Check every line for the word "index" and give the number of lines where it occurs, nothing else.

## BEGIN DATA FOR THIS TASK

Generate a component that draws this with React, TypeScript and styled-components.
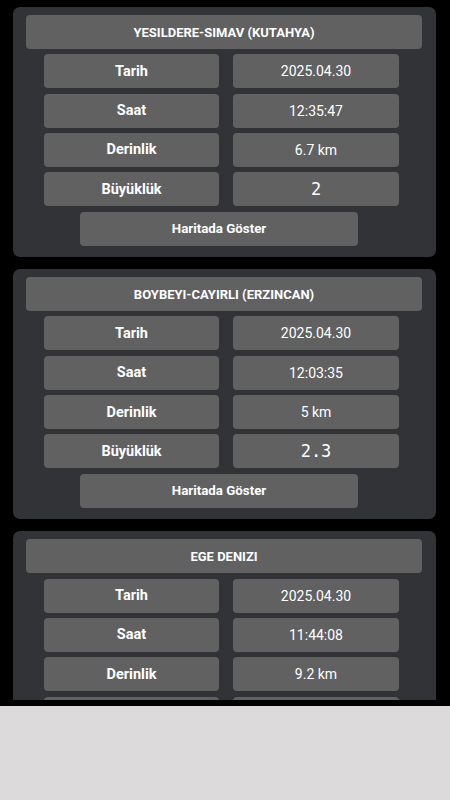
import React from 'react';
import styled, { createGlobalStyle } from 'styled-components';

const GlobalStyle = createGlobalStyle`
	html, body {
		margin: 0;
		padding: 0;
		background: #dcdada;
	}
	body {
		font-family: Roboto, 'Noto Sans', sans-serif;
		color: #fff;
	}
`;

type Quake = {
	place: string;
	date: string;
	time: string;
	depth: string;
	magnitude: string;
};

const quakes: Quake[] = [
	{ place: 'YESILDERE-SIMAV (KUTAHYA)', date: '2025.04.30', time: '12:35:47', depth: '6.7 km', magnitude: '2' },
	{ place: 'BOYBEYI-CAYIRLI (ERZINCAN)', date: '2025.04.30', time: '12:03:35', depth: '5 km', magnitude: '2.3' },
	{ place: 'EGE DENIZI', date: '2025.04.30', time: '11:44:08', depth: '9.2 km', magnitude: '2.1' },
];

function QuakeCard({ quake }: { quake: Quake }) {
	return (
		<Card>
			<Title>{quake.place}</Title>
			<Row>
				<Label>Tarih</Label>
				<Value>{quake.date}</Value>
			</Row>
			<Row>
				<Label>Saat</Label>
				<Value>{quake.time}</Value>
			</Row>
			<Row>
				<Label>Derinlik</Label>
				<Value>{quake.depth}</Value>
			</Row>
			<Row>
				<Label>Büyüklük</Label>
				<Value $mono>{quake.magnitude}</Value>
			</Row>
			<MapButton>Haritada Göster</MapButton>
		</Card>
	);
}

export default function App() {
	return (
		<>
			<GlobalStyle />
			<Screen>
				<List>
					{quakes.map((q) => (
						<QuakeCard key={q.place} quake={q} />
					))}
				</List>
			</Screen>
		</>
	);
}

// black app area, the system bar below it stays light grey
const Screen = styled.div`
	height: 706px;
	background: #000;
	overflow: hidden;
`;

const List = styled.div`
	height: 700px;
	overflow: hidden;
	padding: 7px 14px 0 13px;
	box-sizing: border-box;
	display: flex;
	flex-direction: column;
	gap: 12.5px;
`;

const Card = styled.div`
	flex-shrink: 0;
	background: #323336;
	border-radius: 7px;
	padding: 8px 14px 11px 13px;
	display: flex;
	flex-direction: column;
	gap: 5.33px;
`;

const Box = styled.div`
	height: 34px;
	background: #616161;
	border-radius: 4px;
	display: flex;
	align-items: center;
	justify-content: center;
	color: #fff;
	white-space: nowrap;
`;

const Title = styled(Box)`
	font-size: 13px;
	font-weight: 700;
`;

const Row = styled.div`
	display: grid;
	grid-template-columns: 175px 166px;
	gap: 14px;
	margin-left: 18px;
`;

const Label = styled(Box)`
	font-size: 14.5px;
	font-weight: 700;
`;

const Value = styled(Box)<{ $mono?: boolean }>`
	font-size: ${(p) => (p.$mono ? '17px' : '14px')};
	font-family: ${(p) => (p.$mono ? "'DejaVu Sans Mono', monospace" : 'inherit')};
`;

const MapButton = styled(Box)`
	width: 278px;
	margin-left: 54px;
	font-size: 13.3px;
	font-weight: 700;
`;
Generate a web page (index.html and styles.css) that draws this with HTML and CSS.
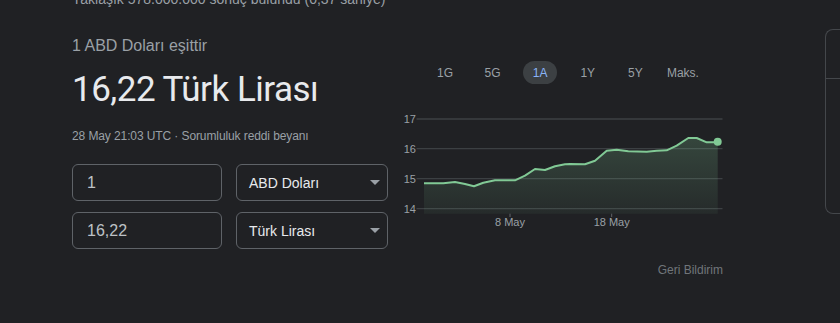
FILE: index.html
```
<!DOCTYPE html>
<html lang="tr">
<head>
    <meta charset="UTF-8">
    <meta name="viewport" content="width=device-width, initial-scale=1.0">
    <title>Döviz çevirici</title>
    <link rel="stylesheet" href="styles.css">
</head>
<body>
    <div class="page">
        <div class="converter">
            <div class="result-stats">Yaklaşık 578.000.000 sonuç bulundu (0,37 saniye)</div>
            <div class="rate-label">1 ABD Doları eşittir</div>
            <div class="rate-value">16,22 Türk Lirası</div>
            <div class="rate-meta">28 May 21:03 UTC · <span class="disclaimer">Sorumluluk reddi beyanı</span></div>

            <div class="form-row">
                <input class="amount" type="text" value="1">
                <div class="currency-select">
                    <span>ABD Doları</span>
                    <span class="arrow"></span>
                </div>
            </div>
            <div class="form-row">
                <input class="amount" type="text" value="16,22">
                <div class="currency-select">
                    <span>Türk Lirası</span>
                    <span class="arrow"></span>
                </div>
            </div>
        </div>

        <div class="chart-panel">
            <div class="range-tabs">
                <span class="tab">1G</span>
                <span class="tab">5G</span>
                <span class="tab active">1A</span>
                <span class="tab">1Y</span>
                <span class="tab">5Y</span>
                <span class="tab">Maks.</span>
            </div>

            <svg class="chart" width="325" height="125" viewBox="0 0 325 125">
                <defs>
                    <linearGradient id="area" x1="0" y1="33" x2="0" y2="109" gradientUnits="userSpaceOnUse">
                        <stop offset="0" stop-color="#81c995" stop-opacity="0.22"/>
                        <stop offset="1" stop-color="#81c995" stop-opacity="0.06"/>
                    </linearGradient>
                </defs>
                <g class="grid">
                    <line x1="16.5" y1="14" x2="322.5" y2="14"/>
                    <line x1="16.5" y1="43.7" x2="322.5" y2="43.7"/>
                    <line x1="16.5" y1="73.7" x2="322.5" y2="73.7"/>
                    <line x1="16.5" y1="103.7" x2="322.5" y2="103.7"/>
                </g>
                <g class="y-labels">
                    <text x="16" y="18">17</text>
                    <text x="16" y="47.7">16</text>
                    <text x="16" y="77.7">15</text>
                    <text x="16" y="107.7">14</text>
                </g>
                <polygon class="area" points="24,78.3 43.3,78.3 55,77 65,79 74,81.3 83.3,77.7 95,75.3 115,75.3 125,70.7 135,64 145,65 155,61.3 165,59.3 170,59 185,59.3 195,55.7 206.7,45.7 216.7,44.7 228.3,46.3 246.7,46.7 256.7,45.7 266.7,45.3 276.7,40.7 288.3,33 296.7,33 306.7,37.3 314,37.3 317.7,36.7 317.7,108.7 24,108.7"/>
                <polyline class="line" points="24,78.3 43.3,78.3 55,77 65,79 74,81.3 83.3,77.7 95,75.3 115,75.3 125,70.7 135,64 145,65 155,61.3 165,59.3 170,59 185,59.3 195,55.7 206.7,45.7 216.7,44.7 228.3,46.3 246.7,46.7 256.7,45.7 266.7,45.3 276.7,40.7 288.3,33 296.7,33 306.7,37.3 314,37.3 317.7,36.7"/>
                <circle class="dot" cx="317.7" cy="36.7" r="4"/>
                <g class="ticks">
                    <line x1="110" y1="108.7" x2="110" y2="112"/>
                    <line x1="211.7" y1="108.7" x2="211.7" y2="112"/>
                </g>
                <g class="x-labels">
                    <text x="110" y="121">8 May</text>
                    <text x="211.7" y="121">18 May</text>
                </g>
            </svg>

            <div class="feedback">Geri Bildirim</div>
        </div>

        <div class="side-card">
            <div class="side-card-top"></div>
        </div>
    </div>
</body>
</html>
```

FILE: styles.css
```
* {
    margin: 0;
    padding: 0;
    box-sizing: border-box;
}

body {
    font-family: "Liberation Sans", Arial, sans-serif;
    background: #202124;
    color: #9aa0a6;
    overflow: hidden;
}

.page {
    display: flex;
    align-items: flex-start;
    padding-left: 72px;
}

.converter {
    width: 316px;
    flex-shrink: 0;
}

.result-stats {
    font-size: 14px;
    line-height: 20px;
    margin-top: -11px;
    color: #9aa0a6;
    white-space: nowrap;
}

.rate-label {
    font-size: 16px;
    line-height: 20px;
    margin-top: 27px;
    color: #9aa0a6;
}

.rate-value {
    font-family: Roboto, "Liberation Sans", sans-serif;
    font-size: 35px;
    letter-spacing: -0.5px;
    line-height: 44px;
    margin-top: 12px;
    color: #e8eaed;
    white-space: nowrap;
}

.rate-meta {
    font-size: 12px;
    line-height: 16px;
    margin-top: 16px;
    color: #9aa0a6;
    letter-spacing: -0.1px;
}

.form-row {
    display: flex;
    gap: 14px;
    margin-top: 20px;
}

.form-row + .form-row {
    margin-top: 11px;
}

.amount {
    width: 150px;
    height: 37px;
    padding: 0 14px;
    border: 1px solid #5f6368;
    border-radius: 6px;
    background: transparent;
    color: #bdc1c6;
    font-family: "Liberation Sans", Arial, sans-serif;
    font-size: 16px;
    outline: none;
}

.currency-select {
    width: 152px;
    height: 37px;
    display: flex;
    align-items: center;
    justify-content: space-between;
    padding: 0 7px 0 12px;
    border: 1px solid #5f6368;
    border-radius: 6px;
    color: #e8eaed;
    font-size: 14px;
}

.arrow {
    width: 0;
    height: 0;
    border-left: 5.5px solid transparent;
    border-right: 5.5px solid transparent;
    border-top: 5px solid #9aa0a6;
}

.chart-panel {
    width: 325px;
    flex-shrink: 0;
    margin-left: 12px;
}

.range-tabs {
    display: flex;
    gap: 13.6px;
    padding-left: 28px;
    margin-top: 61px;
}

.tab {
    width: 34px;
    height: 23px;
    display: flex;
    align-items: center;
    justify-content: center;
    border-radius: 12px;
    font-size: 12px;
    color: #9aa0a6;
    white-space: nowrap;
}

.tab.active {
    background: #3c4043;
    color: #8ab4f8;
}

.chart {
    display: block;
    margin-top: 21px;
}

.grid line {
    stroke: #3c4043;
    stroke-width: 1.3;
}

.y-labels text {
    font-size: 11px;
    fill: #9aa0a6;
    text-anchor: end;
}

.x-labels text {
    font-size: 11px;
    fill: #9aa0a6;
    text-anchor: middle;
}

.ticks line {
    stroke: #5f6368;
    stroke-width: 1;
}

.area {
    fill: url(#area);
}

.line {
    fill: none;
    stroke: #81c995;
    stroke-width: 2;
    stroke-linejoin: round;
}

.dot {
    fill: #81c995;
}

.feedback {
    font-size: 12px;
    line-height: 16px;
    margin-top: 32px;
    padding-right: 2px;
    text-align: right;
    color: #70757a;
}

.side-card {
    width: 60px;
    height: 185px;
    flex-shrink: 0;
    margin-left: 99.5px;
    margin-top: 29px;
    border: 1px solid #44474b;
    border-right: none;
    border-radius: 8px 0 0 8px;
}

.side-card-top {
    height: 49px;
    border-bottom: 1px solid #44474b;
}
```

## END DATA FOR THIS TASK

[FINISHED TASK]
2